Yes, senior citizens continue to receive certain tax benefits, including:

  • Interest income exemption under Section 80TTB: Interest earned from savings accounts, FDs, and post office schemes is tax-free up to ₹50,000.

  • No advance tax requirement if senior citizens have only pension and interest income.

  • Standard deduction of ₹75,000, applicable to pensioners.


8. Can freelancers opt for the new tax regime?

Yes, freelancers and self-employed professionals can opt for the new tax regime. However, they should note:

  • They cannot claim deductions under Section 80C.

  • Presumptive taxation under Section 44ADA is still applicable, allowing professionals with gross receipts up to ₹75 lakh to pay tax on only 50% of their earnings.


9. Is Section 80JJAA applicable under the new tax regime?

Yes, businesses hiring new employees can claim an additional 30% deduction on the salaries paid to new employees for three consecutive years under Section 80JJAA. This deduction helps businesses reduce their taxable income while promoting employment.

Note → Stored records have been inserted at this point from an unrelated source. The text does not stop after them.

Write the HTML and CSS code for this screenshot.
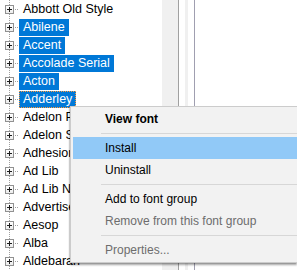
FILE: index.html
```html
<!DOCTYPE html>
<html>
<head>
	<title>Fonts</title>
	<link rel="stylesheet" href="styles.css">
</head>
<body>
	<div class="window">
		<div class="tree">
			<div class="node"><span class="expander"></span><span class="branch"></span><span class="label">Abbott Old Style</span></div>
			<div class="node"><span class="expander"></span><span class="branch"></span><span class="label selected">Abilene</span></div>
			<div class="node"><span class="expander"></span><span class="branch"></span><span class="label selected">Accent</span></div>
			<div class="node"><span class="expander"></span><span class="branch"></span><span class="label selected">Accolade Serial</span></div>
			<div class="node"><span class="expander"></span><span class="branch"></span><span class="label selected">Acton</span></div>
			<div class="node"><span class="expander"></span><span class="branch"></span><span class="label selected focused">Adderley</span></div>
			<div class="node"><span class="expander"></span><span class="branch"></span><span class="label">Adelon Pro</span></div>
			<div class="node"><span class="expander"></span><span class="branch"></span><span class="label">Adelon Serial</span></div>
			<div class="node"><span class="expander"></span><span class="branch"></span><span class="label">Adhesion</span></div>
			<div class="node"><span class="expander"></span><span class="branch"></span><span class="label">Ad Lib</span></div>
			<div class="node"><span class="expander"></span><span class="branch"></span><span class="label">Ad Lib Normal</span></div>
			<div class="node"><span class="expander"></span><span class="branch"></span><span class="label">Advertisement</span></div>
			<div class="node"><span class="expander"></span><span class="branch"></span><span class="label">Aesop</span></div>
			<div class="node"><span class="expander"></span><span class="branch"></span><span class="label">Alba</span></div>
			<div class="node"><span class="expander"></span><span class="branch"></span><span class="label">Aldebaran</span></div>
		</div>
		<div class="track"></div>
		<div class="splitter"><div class="grip"></div></div>
		<div class="pane"></div>
	</div>

	<div class="menu">
		<div class="item bold">View font</div>
		<div class="sep"></div>
		<div class="item hover">Install</div>
		<div class="item">Uninstall</div>
		<div class="sep"></div>
		<div class="item">Add to font group</div>
		<div class="item disabled">Remove from this font group</div>
		<div class="sep"></div>
		<div class="item disabled">Properties...</div>
	</div>
</body>
</html>
```

FILE: styles.css
```css
body {
	margin: 0;
	width: 297px;
	height: 270px;
	overflow: hidden;
	background-color: #fff;
	font-family: 'Liberation Sans', Arial, sans-serif;
	font-size: 12px;
	position: relative;
}

.window {
	display: flex;
	height: 270px;
}

.tree {
	width: 162px;
	overflow: hidden;
	background: repeating-linear-gradient(to bottom, #a0a0a0 0 1px, transparent 1px 2px) no-repeat 9px 0 / 1px 100%;
}

.node {
	display: flex;
	align-items: center;
	height: 18px;
	white-space: nowrap;
}

.expander {
	flex: none;
	width: 9px;
	height: 9px;
	margin-left: 5px;
	box-sizing: border-box;
	border: 1px solid #919191;
	background: linear-gradient(#ffffff, #ececec);
	position: relative;
}

.expander::before,
.expander::after {
	content: '';
	position: absolute;
	background-color: #1c1c1c;
}

.expander::before {
	left: 1px;
	top: 3px;
	width: 5px;
	height: 1px;
}

.expander::after {
	left: 3px;
	top: 1px;
	width: 1px;
	height: 5px;
}

.branch {
	flex: none;
	width: 4px;
	height: 1px;
	margin-left: 1px;
	background: repeating-linear-gradient(to right, #a0a0a0 0 1px, transparent 1px 2px);
}

.label {
	line-height: 17px;
	padding: 0 4px 0 4px;
	font-size: 12.5px;
	color: #000;
}

.label.selected {
	background-color: #0078d7;
	color: #fff;
}

.label.focused {
	outline: 1px dotted #ff9a3c;
	outline-offset: -1px;
}

.track {
	width: 16px;
	background-color: #f0f0f0;
	border-right: 1px solid #a0a0a0;
}

.splitter {
	width: 16px;
	display: flex;
	padding-left: 6px;
	box-sizing: border-box;
	border-right: 1px solid #a09fb0;
}

.grip {
	width: 3px;
	background-color: #f0f0f0;
}

.pane {
	flex: 1;
	background-color: #fff;
}

.menu {
	position: absolute;
	left: 70px;
	right: 0;
	top: 106px;
	padding: 1px 0 1px 0;
	font-size: 12px;
	background-color: #f2f2f2;
	border: 1px solid #cccccc;
	border-right: none;
	box-shadow: 0 2px 2px rgba(0, 0, 0, 0.35), -1px 1px 1px rgba(0, 0, 0, 0.1);
}

.item {
	height: 22px;
	line-height: 22px;
	margin-left: 2px;
	padding-left: 32px;
	color: #000;
	white-space: nowrap;
}

.item.bold {
	font-weight: bold;
}

.item.hover {
	background-color: #91c9f7;
}

.item.disabled {
	color: #6d6d6d;
}

.sep {
	height: 1px;
	margin: 3px 0 3px 30px;
	background-color: #d7d7d7;
}
```
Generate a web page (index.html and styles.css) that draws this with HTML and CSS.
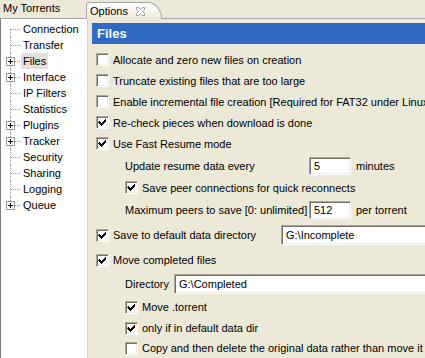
FILE: index.html
```html
<!DOCTYPE html>
<html lang="en">

<head>
    <meta charset="UTF-8">
    <title>Options</title>
    <link rel="stylesheet" href="styles.css">
</head>

<body>
    <div class="tabs">
        <div class="tab">My Torrents</div>
        <div class="tab tab-active">
            Options
            <svg class="tab-close" width="11" height="11" viewBox="0 0 11 11">
                <path d="M1.5 1.5h2l2 2 2-2h2v2l-2 2 2 2v2h-2l-2-2-2 2h-2v-2l2-2-2-2z" fill="#fff" stroke="#9a9a9a" stroke-width="1"/>
            </svg>
        </div>
    </div>

    <div class="main">
        <ul class="tree">
            <li><span class="twig"></span><span class="node">Connection</span></li>
            <li><span class="twig"></span><span class="node">Transfer</span></li>
            <li><span class="twig"><i class="pm"></i></span><span class="node sel">Files</span></li>
            <li><span class="twig"><i class="pm"></i></span><span class="node">Interface</span></li>
            <li><span class="twig"></span><span class="node">IP Filters</span></li>
            <li><span class="twig"></span><span class="node">Statistics</span></li>
            <li><span class="twig"><i class="pm"></i></span><span class="node">Plugins</span></li>
            <li><span class="twig"><i class="pm"></i></span><span class="node">Tracker</span></li>
            <li><span class="twig"></span><span class="node">Security</span></li>
            <li><span class="twig"></span><span class="node">Sharing</span></li>
            <li><span class="twig"></span><span class="node">Logging</span></li>
            <li><span class="twig"><i class="pm"></i></span><span class="node">Queue</span></li>
        </ul>

        <section class="page">
            <h1 class="page-title">Files</h1>

            <div class="opts">
                <div class="row"><span class="cb"></span>Allocate and zero new files on creation</div>
                <div class="row"><span class="cb"></span>Truncate existing files that are too large</div>
                <div class="row"><span class="cb"></span>Enable incremental file creation [Required for FAT32 under Linux]</div>
                <div class="row"><span class="cb on"></span>Re-check pieces when download is done</div>
                <div class="row"><span class="cb on"></span>Use Fast Resume mode</div>

                <div class="row h23 sub">
                    <span class="lbl-num">Update resume data every</span>
                    <span class="field field-num">5</span>
                    <span class="unit">minutes</span>
                </div>
                <div class="row sub"><span class="cb on"></span>Save peer connections for quick reconnects</div>
                <div class="row h24 sub">
                    <span class="lbl-num">Maximum peers to save [0: unlimited]</span>
                    <span class="field field-num">512</span>
                    <span class="unit">per torrent</span>
                </div>

                <div class="row h26">
                    <span class="cb on"></span>
                    <span class="lbl-dir">Save to default data directory</span>
                    <span class="field field-wide">G:\Incomplete</span>
                </div>
                <div class="row h24"><span class="cb on"></span>Move completed files</div>
                <div class="row h24 sub">
                    <span class="lbl-short">Directory</span>
                    <span class="field field-wide">G:\Completed</span>
                </div>
                <div class="row h22 sub"><span class="cb on"></span>Move .torrent</div>
                <div class="row h20 sub"><span class="cb on"></span>only if in default data dir</div>
                <div class="row h20 sub"><span class="cb"></span>Copy and then delete the original data rather than move it</div>
            </div>
        </section>
    </div>
</body>

</html>
```

FILE: styles.css
```css
* {
    padding: 0;
    margin: 0;
    box-sizing: border-box;
}

body {
    width: 425px;
    height: 358px;
    overflow: hidden;
    background-color: #ece9d8;
    font-family: "Liberation Sans", Arial, sans-serif;
    font-size: 11px;
    color: #000;
}

/* tab strip */

.tabs {
    height: 19px;
    display: flex;
    align-items: flex-end;
    border-bottom: 1px solid #a7a6aa;
}

.tab {
    width: 86px;
    height: 18px;
    padding-left: 3px;
    line-height: 17px;
    white-space: nowrap;
}

.tab-active {
    width: 76px;
    height: 17px;
    display: flex;
    align-items: center;
    gap: 7px;
    padding-left: 3px;
    margin-bottom: -1px;
    border: 1px solid #a7a6aa;
    border-bottom: none;
    border-top-left-radius: 4px;
    border-top-right-radius: 14px 17px;
    background: linear-gradient(#ffffff, #ece9d8);
}

.tab-close {
    flex: none;
}

/* tree */

.main {
    display: flex;
    height: 339px;
}

.tree {
    list-style: none;
    width: 88px;
    height: 100%;
    padding-top: 2px;
    background-color: #fff;
    border-left: 1px solid #7f7f7f;
    border-right: 1px solid #d8d5c8;
}

.tree li {
    height: 16px;
    display: flex;
    align-items: center;
}

.twig {
    position: relative;
    width: 20px;
    height: 16px;
    flex: none;
}

.twig::before {
    content: "";
    position: absolute;
    left: 9px;
    top: 0;
    bottom: 0;
    border-left: 1px dotted #a0a0a0;
}

.tree li:first-child .twig::before {
    top: 8px;
}

.tree li:last-child .twig::before {
    bottom: 8px;
}

.twig::after {
    content: "";
    position: absolute;
    left: 10px;
    top: 8px;
    width: 9px;
    border-top: 1px dotted #a0a0a0;
}

.pm {
    position: absolute;
    left: 5px;
    top: 4px;
    z-index: 1;
    width: 9px;
    height: 9px;
    border: 1px solid #919b9c;
    background:
        linear-gradient(#000, #000) 1px 3px / 5px 1px no-repeat,
        linear-gradient(#000, #000) 3px 1px / 1px 5px no-repeat,
        #fff;
}

.node {
    padding: 1px 2px;
    margin-left: 0;
    line-height: 14px;
}

.sel {
    background-color: #e2e1dc;
}

/* options page */

.page {
    flex: 1;
    padding: 4px 0 0 4px;
    min-width: 0;
}

.page-title {
    height: 21px;
    padding-left: 5px;
    line-height: 21px;
    font-size: 13px;
    font-weight: bold;
    color: #fff;
    background-color: #316ac5;
}

.opts {
    margin-top: 5px;
    padding-left: 4px;
    white-space: nowrap;
}

.row {
    height: 21px;
    display: flex;
    align-items: center;
    gap: 4px;
}

.h20 { height: 20px; }
.h22 { height: 22px; }
.h23 { height: 23px; }
.h24 { height: 24px; }
.h26 { height: 26px; }

.sub {
    padding-left: 29px;
}

.cb {
    width: 13px;
    height: 13px;
    flex: none;
    background-color: #fff;
    border: 1px solid;
    border-color: #aca899 #fff #fff #aca899;
    box-shadow: inset 1px 1px #716f64, inset -1px -1px #f1efe2;
}

.cb.on {
    background-image: url("data:image/svg+xml,%3Csvg xmlns='http://www.w3.org/2000/svg' width='11' height='11'%3E%3Cpath d='M2 4h1v1h1v1h1v-1h1v-1h1v-1h1v-1h1v3h-1v1h-1v1h-1v1h-1v1h-1v-1h-1v-1h-1v-1h-1z' fill='%23000'/%3E%3C/svg%3E");
    background-repeat: no-repeat;
}

.field {
    height: 20px;
    padding-left: 4px;
    line-height: 18px;
    background-color: #fff;
    border: 1px solid;
    border-color: #aca899 #fff #fff #aca899;
    box-shadow: inset 1px 1px #716f64, inset -1px -1px #f1efe2;
}

.lbl-num {
    width: 180px;
}

.field-num {
    width: 42px;
    height: 18px;
    line-height: 16px;
}

.unit {
    margin-left: 1px;
}

.lbl-dir {
    width: 164px;
}

.lbl-short {
    width: 45px;
}

.field-wide {
    flex: 1;
    margin-right: -10px;
}
```
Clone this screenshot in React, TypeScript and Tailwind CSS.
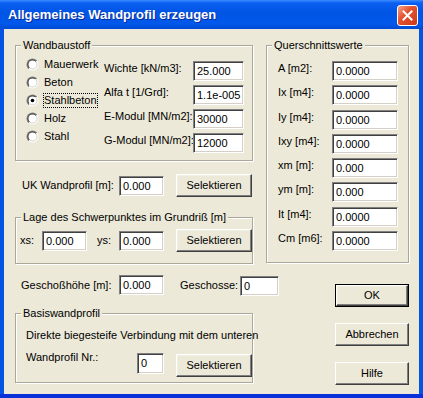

10. Can business owners claim GST input tax credit under the new tax regime?

Yes, GST input tax credit (ITC) is entirely separate from income tax provisions and remains applicable regardless of whether a business owner chooses the old or new tax regime. Businesses can still claim ITC on eligible purchases to reduce their GST liability.


11. Should I shift to the new tax regime?

The decision depends on your income structure and tax-saving investments:

  • If you do not claim major deductions (such as 80C, HRA, or home loan benefits), the new regime with lower tax rates may be beneficial.

  • If you have high tax-saving investments, the old regime might be more advantageous despite the higher tax rates.

  • Salaried employees can switch between regimes every year, while business owners must select their regime carefully, as they can switch only once in a lifetime.


12. How do I switch between the old and new tax regimes?

For Business Owners and Professionals: Once you opt for the new tax regime, you cannot switch back to the old regime unless you discontinue your business or profession.